Persone

Addio a Fofi, intellettuale dal basso

È stato un osservatore unico e appassionato dei cambiamenti che hanno segnato la realtà italiana negli ultimi 50 anni. Per lui esplorazione e studio sono sempre andati di pari passo con lo scoprire e con il fare

di Giuseppe Frangi

C’è un episodio che fa capire quale tipo di intellettuale sia stato Goffredo Fofi, scomparso oggi all’età di 88 anni. Siamo nella Torino della fine degli anni ’50. Il giovane Fofi è reduce da un’esperienza siciliana in cui aveva fatto conoscenza di Danilo Dolci, affiancandolo nell’avventura dello “sciopero alla rovescia”. Era la stagione della grande immigrazione dal Sud verso il Nord industriale e Fofi aveva conosciuto i volti e le vite di chi affrontava quella migrazione. Da fine osservatore qual era aveva proposto all’Einaudi di lavorare ad un libro che raccontasse quel fenomeno: un libro che sarebbe diventato un punto di riferimento fondamentale per capire davvero l’Italia di quegli anni. Raniero Panzieri, che dirigeva la collana di saggi per la casa editrice gli aveva dato via libera, garantendogli un minimo di risorse per fare le ricerche.

Ricorda Fofi che in quello scorcio di mesi il suo osservatorio era molto ravvicinato: infatti la sua casa era aperta ad accogliere tanti ragazzi arrivati dalla Sicilia, e che in tanti casi aveva conosciuto nel periodo trascorso sull’isola. «Dovevo stendere i lenzuoli per terra per ospitarli quando arrivavano», ha raccontato. Poi con la consueta libertà e onestà intellettuale che lo ha sempre caratterizzato, lui uomo di sinistra ha rivelato di aver scoperto in quella circostanza la forza positiva del cattolicesimo sociale torinese, in particolare quello che discendeva da don Bosco. «Ero rimasto colpito non solo dallo spirito di accoglienza ma anche dallo sforzo subito in messo in campo per insegnare loro un lavoro e accompagnarli nella formazione».
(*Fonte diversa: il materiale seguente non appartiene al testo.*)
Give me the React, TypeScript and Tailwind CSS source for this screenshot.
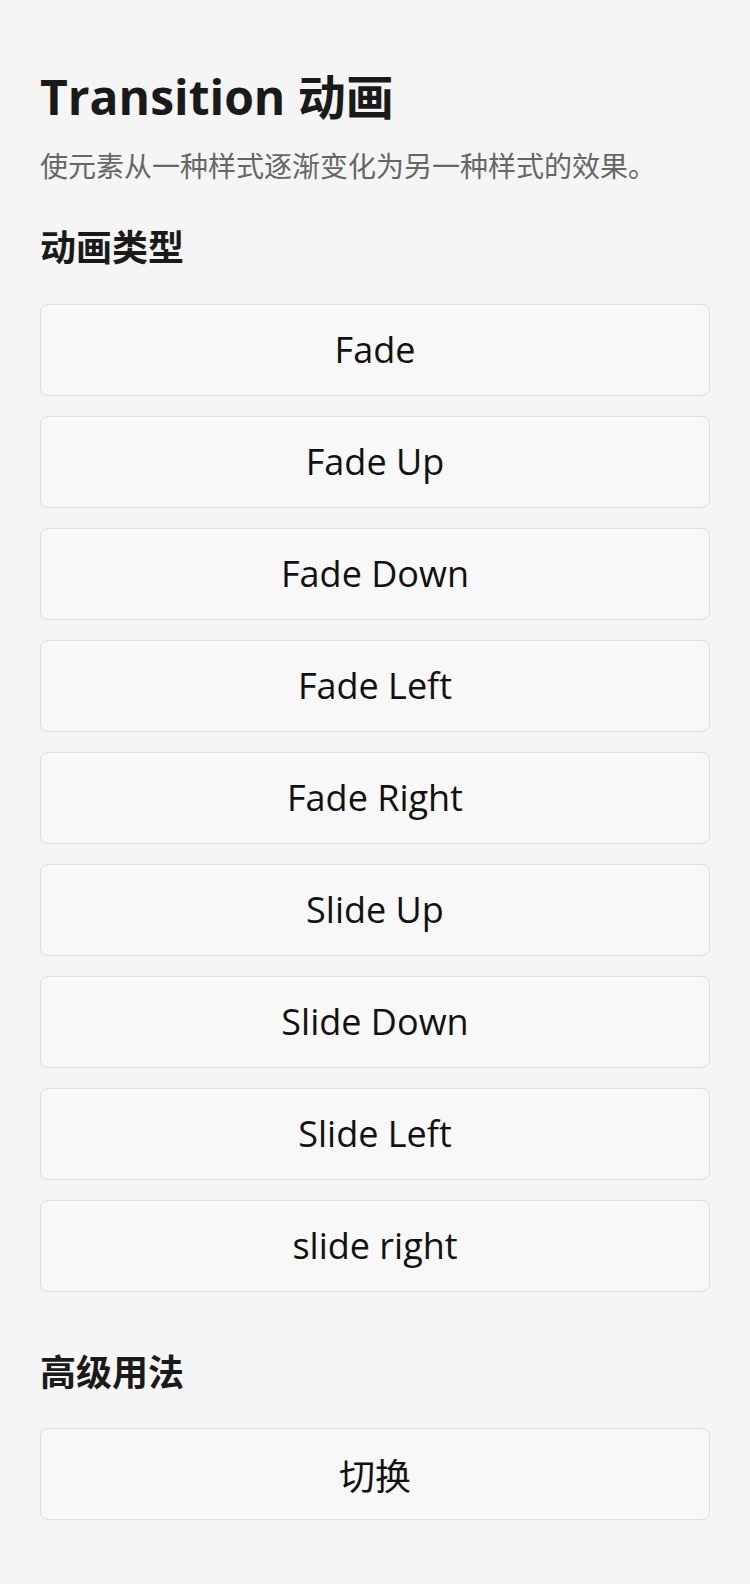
const latin = "font-['Open_Sans','Noto_Sans_CJK_SC',sans-serif]";
const cjk = "font-['Noto_Sans_CJK_SC',sans-serif]";

const types = [
  "Fade",
  "Fade Up",
  "Fade Down",
  "Fade Left",
  "Fade Right",
  "Slide Up",
  "Slide Down",
  "Slide Left",
  "slide right",
];

function DemoButton({ label, font }: { label: string; font: string }) {
  return (
    <button
      className={`w-full h-[92px] rounded-lg border border-[#dedede] bg-[#f8f8f8] text-[36px] leading-[48px] text-[#111] ${font}`}
    >
      {label}
    </button>
  );
}

export default function App() {
  return (
    <main className={`min-h-screen bg-[#f5f5f5] px-10 pt-[69px] pb-16 ${latin}`}>
      <h1 className="text-[48px] leading-[56px] font-bold text-[#1a1a1a]">Transition 动画</h1>
      <p className={`mt-5 text-[28px] leading-[40px] text-[#666] ${cjk}`}>
        使元素从一种样式逐渐变化为另一种样式的效果。
      </p>

      <h2 className={`mt-9 text-[36px] leading-[48px] font-bold text-[#1a1a1a] ${cjk}`}>动画类型</h2>
      <div className="mt-[35px] flex flex-col gap-5">
        {types.map((t) => (
          <DemoButton key={t} label={t} font={latin} />
        ))}
      </div>

      <h2 className={`mt-[54px] text-[36px] leading-[48px] font-bold text-[#1a1a1a] ${cjk}`}>高级用法</h2>
      <div className="mt-[34px]">
        <DemoButton label="切换" font={cjk} />
      </div>
    </main>
  );
}
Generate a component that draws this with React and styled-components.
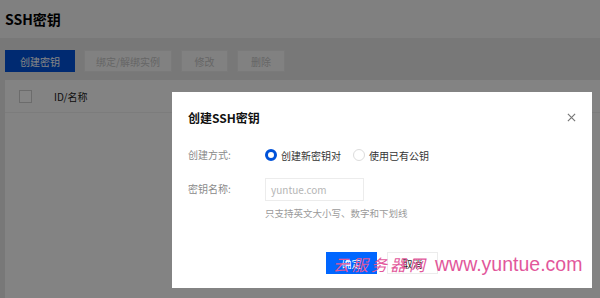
import styled, { createGlobalStyle } from 'styled-components';

const GlobalStyle = createGlobalStyle`
  html, body {
    margin: 0;
    padding: 0;
    width: 600px;
    height: 298px;
    overflow: hidden;
  }
  body {
    font-family: "Noto Sans CJK SC", "Liberation Sans", sans-serif;
    background: #ebebeb;
  }
`;

const Page = styled.div`
  position: relative;
  width: 600px;
  height: 298px;
  background: #e6e6e6;
  overflow: hidden;
`;

const Header = styled.div`
  height: 38px;
  background: #f6f6f6;
  display: flex;
  align-items: center;
  padding-left: 5px;
  font-size: 14px;
  font-weight: 700;
  color: #000;
`;

const Toolbar = styled.div`
  display: flex;
  gap: 9px;
  padding: 12px 5px 8px;
`;

const ToolButton = styled.div`
  height: 22px;
  width: ${({ $w }) => $w}px;
  display: flex;
  align-items: center;
  justify-content: center;
  font-size: 10px;
  box-sizing: border-box;
  background: ${({ $primary }) => ($primary ? '#0052d9' : '#f8f8f8')};
  color: ${({ $primary }) => ($primary ? '#fff' : '#c4c4c4')};
  border: 1px solid ${({ $primary }) => ($primary ? '#0052d9' : '#eaeaea')};
`;

const Table = styled.div`
  margin-left: 5px;
  height: 300px;
  background: #fbfbfb;
`;

const TableHead = styled.div`
  height: 32px;
  display: flex;
  align-items: center;
  padding-left: 14px;
  gap: 22px;
  border-bottom: 1px solid #eeeeee;
  font-size: 10px;
  color: #222;
`;

const Check = styled.span`
  width: 11px;
  height: 11px;
  border: 1px solid #d0d0d0;
  background: #fff;
`;

const Mask = styled.div`
  position: absolute;
  inset: 0;
  background: rgba(0, 0, 0, 0.48);
`;

const Dialog = styled.div`
  position: absolute;
  left: 172px;
  top: 92px;
  width: 420px;
  height: 196px;
  background: #fff;
  box-sizing: border-box;
  padding: 17px 16px 0;
  display: flex;
  flex-direction: column;
`;

const DialogHead = styled.div`
  display: flex;
  justify-content: space-between;
  align-items: center;
  height: 16px;
`;

const DialogTitle = styled.div`
  font-size: 12px;
  font-weight: 700;
  color: #111;
`;

const Close = styled.div`
  width: 14px;
  height: 14px;
  display: flex;
  align-items: center;
  justify-content: center;
  margin-right: -2px;
`;

const Form = styled.div`
  display: flex;
  flex-direction: column;
  margin-top: 19px;
  gap: 12px;
`;

const Row = styled.div`
  display: flex;
  align-items: ${({ $top }) => ($top ? 'flex-start' : 'center')};
`;

const Label = styled.div`
  width: 77px;
  font-size: 10px;
  color: #8a8a8a;
  line-height: 22px;
  flex-shrink: 0;
`;

const RadioGroup = styled.div`
  display: flex;
  gap: 12px;
  height: 22px;
  align-items: center;
`;

const RadioItem = styled.label`
  display: flex;
  align-items: center;
  gap: 4px;
  font-size: 10px;
  color: #333;
`;

const RadioDot = styled.span`
  width: 12px;
  height: 12px;
  border-radius: 50%;
  box-sizing: border-box;
  border: ${({ $on }) => ($on ? '3px solid #0052d9' : '1px solid #dcdcdc')};
  background: #fff;
`;

const Field = styled.div`
  display: flex;
  flex-direction: column;
  gap: 5px;
`;

const Input = styled.div`
  width: 99px;
  height: 23px;
  box-sizing: border-box;
  border: 1px solid #ececec;
  padding-left: 5px;
  display: flex;
  align-items: center;
  font-size: 10px;
  color: #b5b5b5;
`;

const Hint = styled.div`
  font-size: 9.5px;
  color: #9a9a9a;
`;

const Footer = styled.div`
  margin-top: auto;
  margin-bottom: 14px;
  display: flex;
  gap: 10px;
  padding-left: 138px;
`;

const DlgButton = styled.div`
  width: 51px;
  height: 22px;
  box-sizing: border-box;
  display: flex;
  align-items: center;
  justify-content: center;
  font-size: 10px;
  background: ${({ $primary }) => ($primary ? '#0066ff' : '#fff')};
  color: ${({ $primary }) => ($primary ? '#fff' : '#222')};
  border: 1px solid ${({ $primary }) => ($primary ? '#0066ff' : '#ececec')};
`;

const Watermark = styled.div`
  position: absolute;
  left: 333px;
  top: 252px;
  display: flex;
  align-items: baseline;
  color: #e2579b;
  white-space: nowrap;
`;

const WmCn = styled.span`
  font-family: "Noto Sans CJK SC", sans-serif;
  font-size: 16px;
  letter-spacing: 3px;
  font-style: italic;
  margin-right: 7px;
`;

const WmUrl = styled.span`
  font-family: "Liberation Sans", sans-serif;
  font-size: 19.5px;
`;

export default function App() {
  return (
    <>
      <GlobalStyle />
      <Page>
        <Header>SSH密钥</Header>
        <Toolbar>
          <ToolButton $primary $w={70}>创建密钥</ToolButton>
          <ToolButton $w={88}>绑定/解绑实例</ToolButton>
          <ToolButton $w={47}>修改</ToolButton>
          <ToolButton $w={48}>删除</ToolButton>
        </Toolbar>
        <Table>
          <TableHead>
            <Check />
            <span>ID/名称</span>
          </TableHead>
        </Table>
        <Mask />
        <Dialog>
          <DialogHead>
            <DialogTitle>创建SSH密钥</DialogTitle>
            <Close>
              <svg width="9" height="9" viewBox="0 0 10 10">
                <path d="M1 1L9 9M9 1L1 9" stroke="#777" strokeWidth="1.3" />
              </svg>
            </Close>
          </DialogHead>
          <Form>
            <Row>
              <Label>创建方式:</Label>
              <RadioGroup>
                <RadioItem>
                  <RadioDot $on />
                  创建新密钥对
                </RadioItem>
                <RadioItem>
                  <RadioDot />
                  使用已有公钥
                </RadioItem>
              </RadioGroup>
            </Row>
            <Row $top>
              <Label>密钥名称:</Label>
              <Field>
                <Input>yuntue.com</Input>
                <Hint>只支持英文大小写、数字和下划线</Hint>
              </Field>
            </Row>
          </Form>
          <Footer>
            <DlgButton $primary>确定</DlgButton>
            <DlgButton>取消</DlgButton>
          </Footer>
        </Dialog>
        <Watermark>
          <WmCn>云服务器网</WmCn>
          <WmUrl>www.yuntue.com</WmUrl>
        </Watermark>
      </Page>
    </>
  );
}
La vicenda del libro è pure quella emblematica: una volta scritto si scatenò un guerra interna all’Einaudi, che portò al licenziamento di Panzieri e alla decisione di Fofi di indirizzarsi per la pubblicazione su Feltrinelli (oggi “L’immigrazione meridionale a Torino” è stato ripubblicato da Aragno editore).

L’episodio è emblematico della parabola umana e intellettuale di Goffredo Fofi, un personaggio che è estraneo a tutti gli schemi con cui si legge abitualmente la scena culturale italiana. È stata un’intelligenza trasversale, capace di tenere insieme impegno sociale, riflessione pedagogica, passione letteraria e grande attenzione per il cinema e la sua capacità di raccontare la realtà. È stato anche imprenditore culturale, proprio per garantirsi quella libertà che come gli aveva insegnato l’esperienza torinese con Einaudi non è garantita anche laddove c’è un pensiero politico corretto.

Di qui le sue tantissime iniziative editoriali, in particolare quella del mensile “Lo straniero”, lettura imperdibile per chiunque fosse affamato di riflessione culturale applicata alla realtà. Come dice il titolo di un libro intervista in cui Fofi si racconta a Oreste Pivetta, la sua è stata una “vocazione minoritaria”. Una vocazione sorretta da passione e un’intelligenza che gli ha permesso di scovare tanti talenti della letteratura e del cinema italiano. O di impegnarsi nell’appassionata difesa critica di giovani autori di area siciliana o napoletana (come Daniele Ciprì e Franco Maresco, Roberta Torre, Mario Martone, Pappi Corsicato) impegnati nella ricerca di nuovi linguaggi cinematografici, o nella vicinanza a cineasti tardivamente riconosciuti o “irregolari” come Gianni Amelio e Sergio Citti.

L’ultimo suo libro significativamente si intitola “Quante storie”, uscito lo scorso anno con una prefazione di Giuseppe De Rita. In quelle pagine Fofi si conferma intellettuale immune da scetticismo e fatalismo e sempre pronto a “fare”: «La Storia è così cambiata che non ci serve piangere sulle occasioni perdute della società italiana, ma capire cosa bisognerebbe fare oggi».